Jesus, no doubt, worked miracles. As a child, the first Biblical stories that stuck with me—and it’s probably true of you, too–were the stories of Jesus’ miracles. I would be fully content with skipping over his teachings just to get to the next story of a blind person seeing, a lame person walking, the calming of a storm, or the multiplication of the fish and loaves. Only as I got older did I realize the miracles of Jesus never stand on their own or else they would turn my faith into hero worship. Jesus hoped that the miracles, the signs and wonders he did, would point people beyond the miracles themselves to the truth about God’s Kingdom and what God was doing among us here and now. If the miracles are the bricks, then the teachings are the mortar that hold it all together.

One of the things we learn from Jesus’ teachings is that God is the compassionate one. Jesus didn’t just tells us about God’s compassion, he embodied God’s compassion by his actions. The gospel says, “As Jesus went ashore, he saw a great crowd; he had compassion for them…”

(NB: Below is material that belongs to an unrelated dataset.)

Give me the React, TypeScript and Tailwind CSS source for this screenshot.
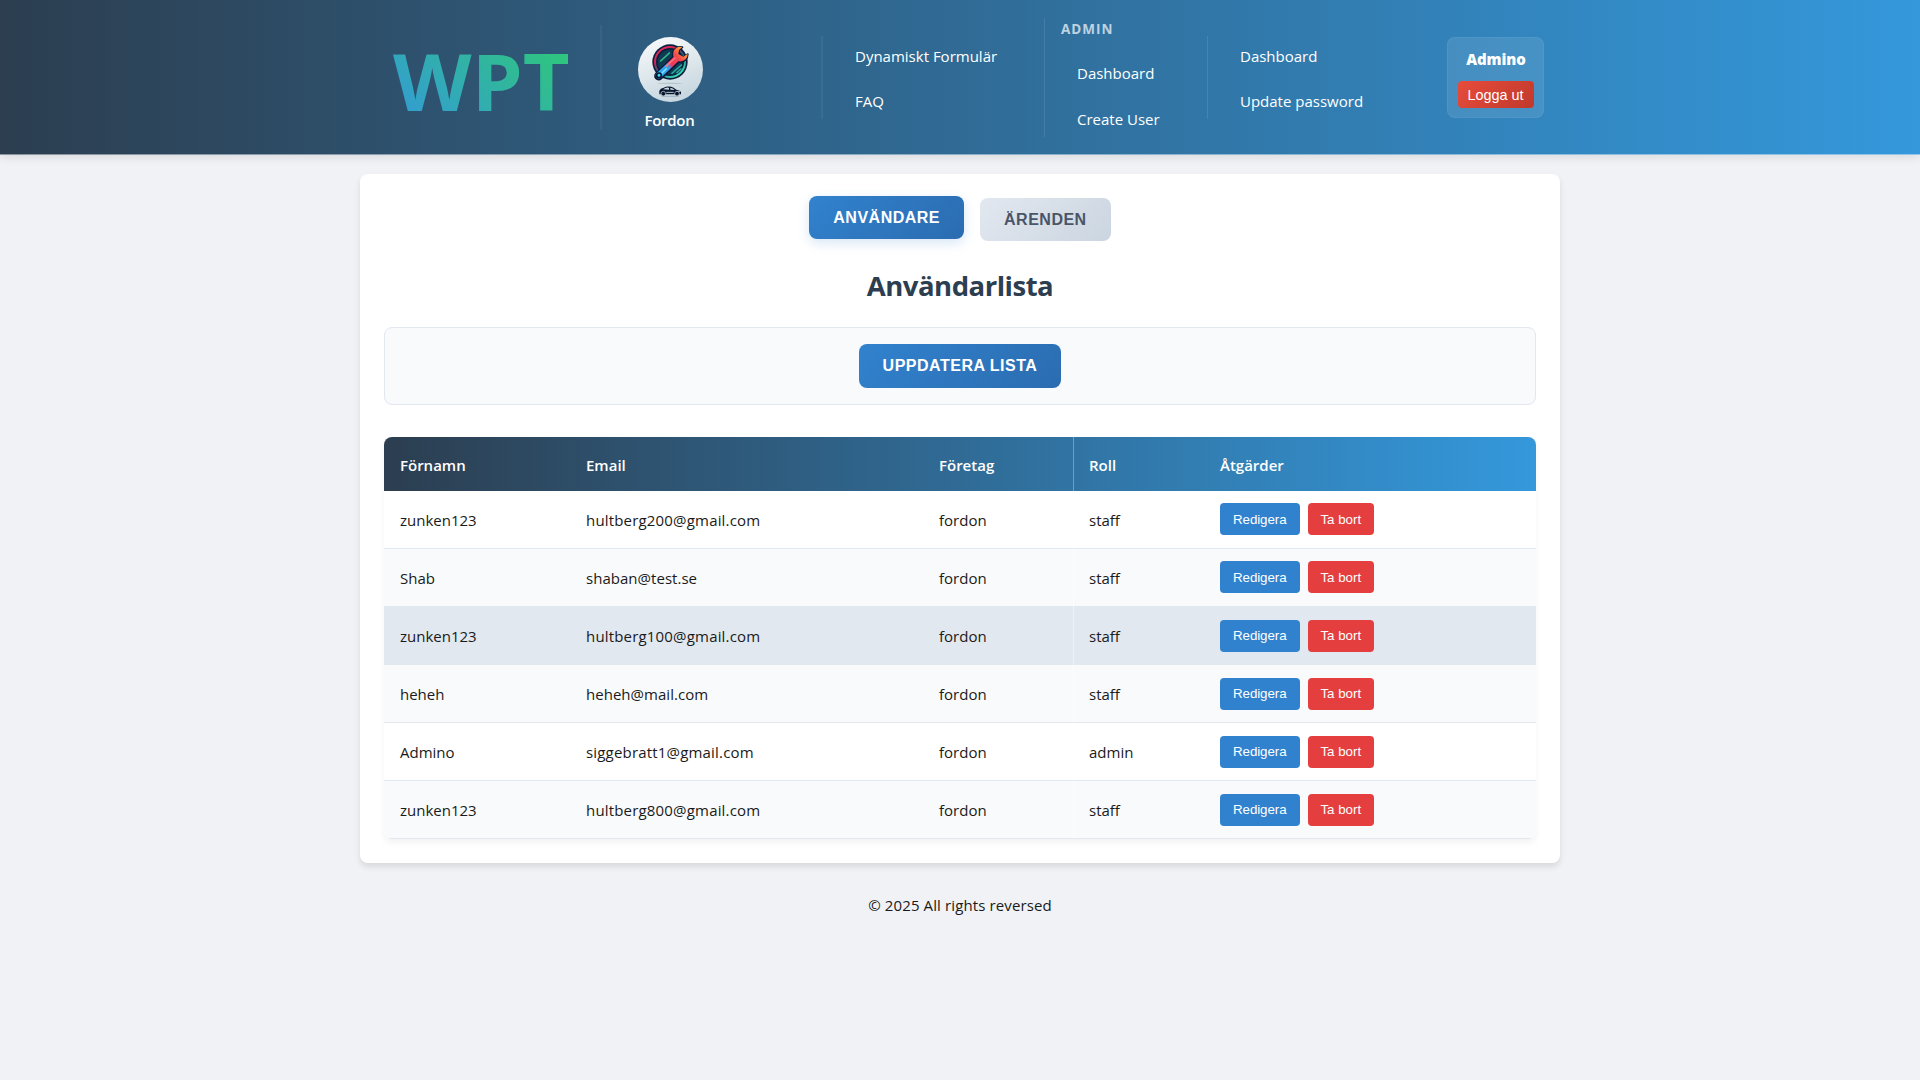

Let’s go back to the beginning of the story and see where this compassion comes from within Jesus and then see if it’s possible to access it in our lives.

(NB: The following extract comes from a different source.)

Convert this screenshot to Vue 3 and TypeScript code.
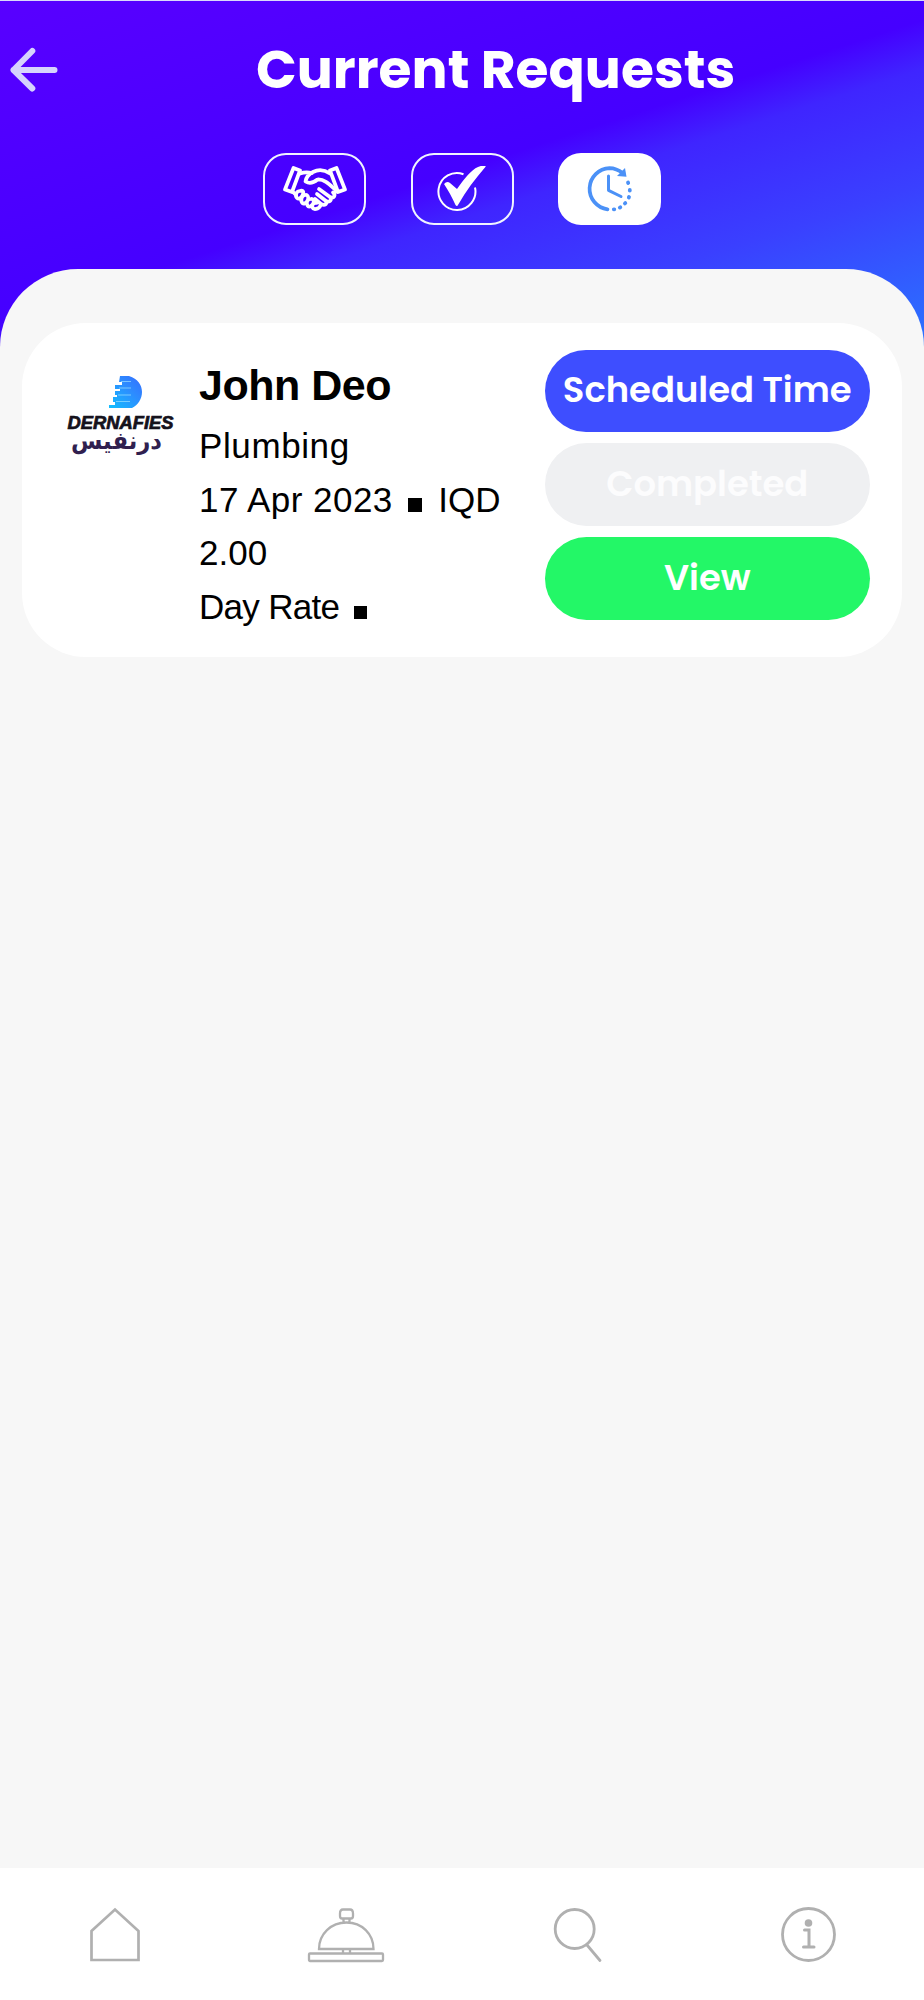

The Apostles have returned from their first mission, and Jesus wants them to share with him what that experience was like. After their tour of duty, Jesus advise them to “Come away to a deserted place, all by yourselves and rest a while.” A deserted place is a place apart from the demanding crowd, a place where there is only God. Perhaps there they can debrief about the mission they had just been on and draw strength from God and God alone. But, like your life and mine, the best laid plans aren’t going to work out as hoped. While they get in a boat to go to this deserted place, the crowds follow them. The people’s feet are faster than the Apostles’ oars, and so when they get to the opposite shore, the people have already arrive and they were like sheep without a shepherd.

They are hungering for Jesus’ teachings. When Jesus sees them, his compassion surpasses his original plan for eating and resting is this deserted place. In the Greek (the original language of the Gospels), it’s even more dramatic. Compassion means his chest ripped open and his heart raced ahead to meet people in their need. The mission the Lord sent his Apostles on is continuing, seemingly without a break. The desert, where they are going to eat and rest, is not where food is normally found. The desert becomes the symbol of learning how to feed on God. Feeding on God, receiving divine energy, is what drives the mission forward. If the Apostles don’t learn to feed on God, they will surely experience burn out. This is not an easy lesson for them or for us as we are all susceptible to burn out.

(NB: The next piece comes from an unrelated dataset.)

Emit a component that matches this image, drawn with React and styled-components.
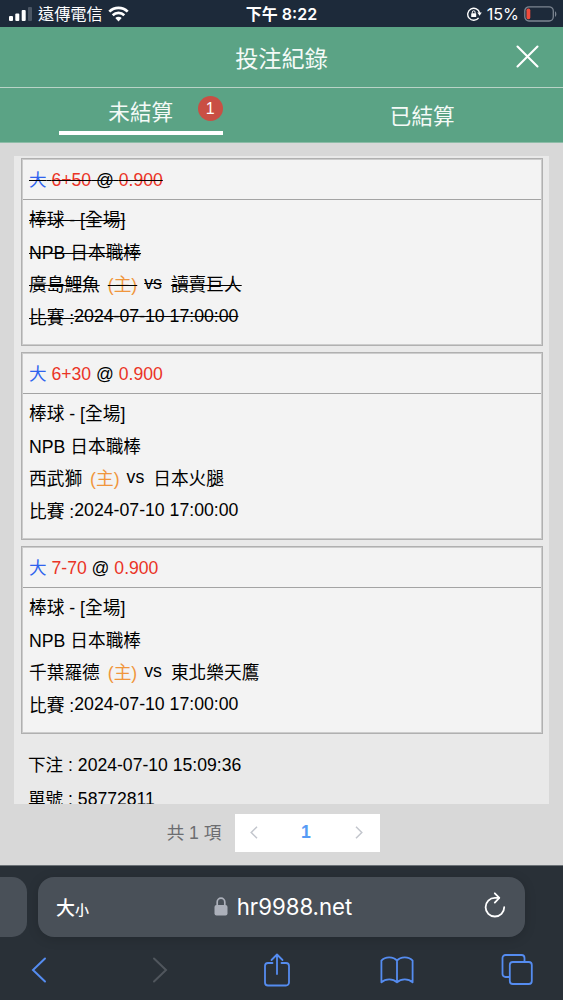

Jesus has them get in a boat in order to cross over to a new way of thinking. This new way of thinking does not leave people–hungry people–behind. The people are not the problem. The problem is that in their busyness, they are neglecting the sustaining Source (God) in their lives. On the other shore, in this new consciousness, everything begins with compassion. The mission is rooted and sustained by divine compassion, and the Apostles must stay in touch with this compassion.

The thing about compassion, and I’m not telling you something you don’t already know, is that compassion can be very tiring. However, real compassion is not like pity. In the world of pity, we keep a safe distance from others and their endless neediness. Pity could mean giving someone money (our hard-earned money) but never asking a person their name. After a while, we get frustrated with their asking and inwardly think to ourselves, “I wish they would just leave me alone. I’m not a money tree!”

So while the Apostles don’t get much of a rest from the crowd—just a little time on the boat with the Lord—Jesus is about to teach them that compassion is a form of rest. The word compassion means “to suffer with”. (Passion means to suffer; the prefix “com” means with. Com + passion = to suffer with). When we try to be compassionate from a self-understanding of difference, we can quickly become worn out. We view ourselves as in a superior position and the other in a needy position. I’m always giving, and you’re always receiving, no wonder I’m exhausted. All our life we have been taught to use our differences to gain advantage. This “using our differences to our advantage” will help you win a gold medal at the Olympics, but it won’t help you grow spiritually. There is another way of thinking about it; this other way is the new consciousness, the new wine skins, Jesus is trying to give us. Instead of compassion being seen as superiority I have over you, Jesus suggests compassion must come from a self-understanding of sameness. When I stop seeing myself as superior (as the giver all the time), and start seeing you as my equal, then I move from pity to compassion. We can only be with the other when the other ceases to be “other” and becomes like me.

As a human being, Jesus was so much in touch with his own needs that he was able to recognize that he was no different than all the needy human beings he looked at. When we recognize our sameness, our actions come from a space of communion. As long as I see myself as the “have” and you as the “have not” I remain on the road to fatigue and burn out. However, when I take the time to hear your story, even a little part of it, I recognize we are all the same at the end to the day. Perhaps Fr. Richard Rohr says it more succinctly when he says, “Individualism makes compassion impossible.”

When we ground ourselves in our common humanity and when we ground ourselves in God, compassion is still hard work, but it’s a work that energizes us instead of draining us. The consciousness of this truth is a restful place where actions flow easily.

The rabbi addressed his students with the question, “When can you tell the night has ended and the day has begun?”

One of the rabbi’s students offered the reply: “When you can see a tree in the distance and tell if it is an apple tree or a pear tree.”

The rabbi answered, “No.”

Another student responded: “When you can see an animal in the distance and can tell if it is a sheep or a dog.”

Again, the rabbi said, “No.”

“Well,” his students protested, “When can you tell, that the night has ended, and the day has begun?”

And the rabbi responded, “When you can look on the face of any man or woman and see that he is your brother, that she is your sister—because if you cannot, no matter what time of the day it is, it is still night!”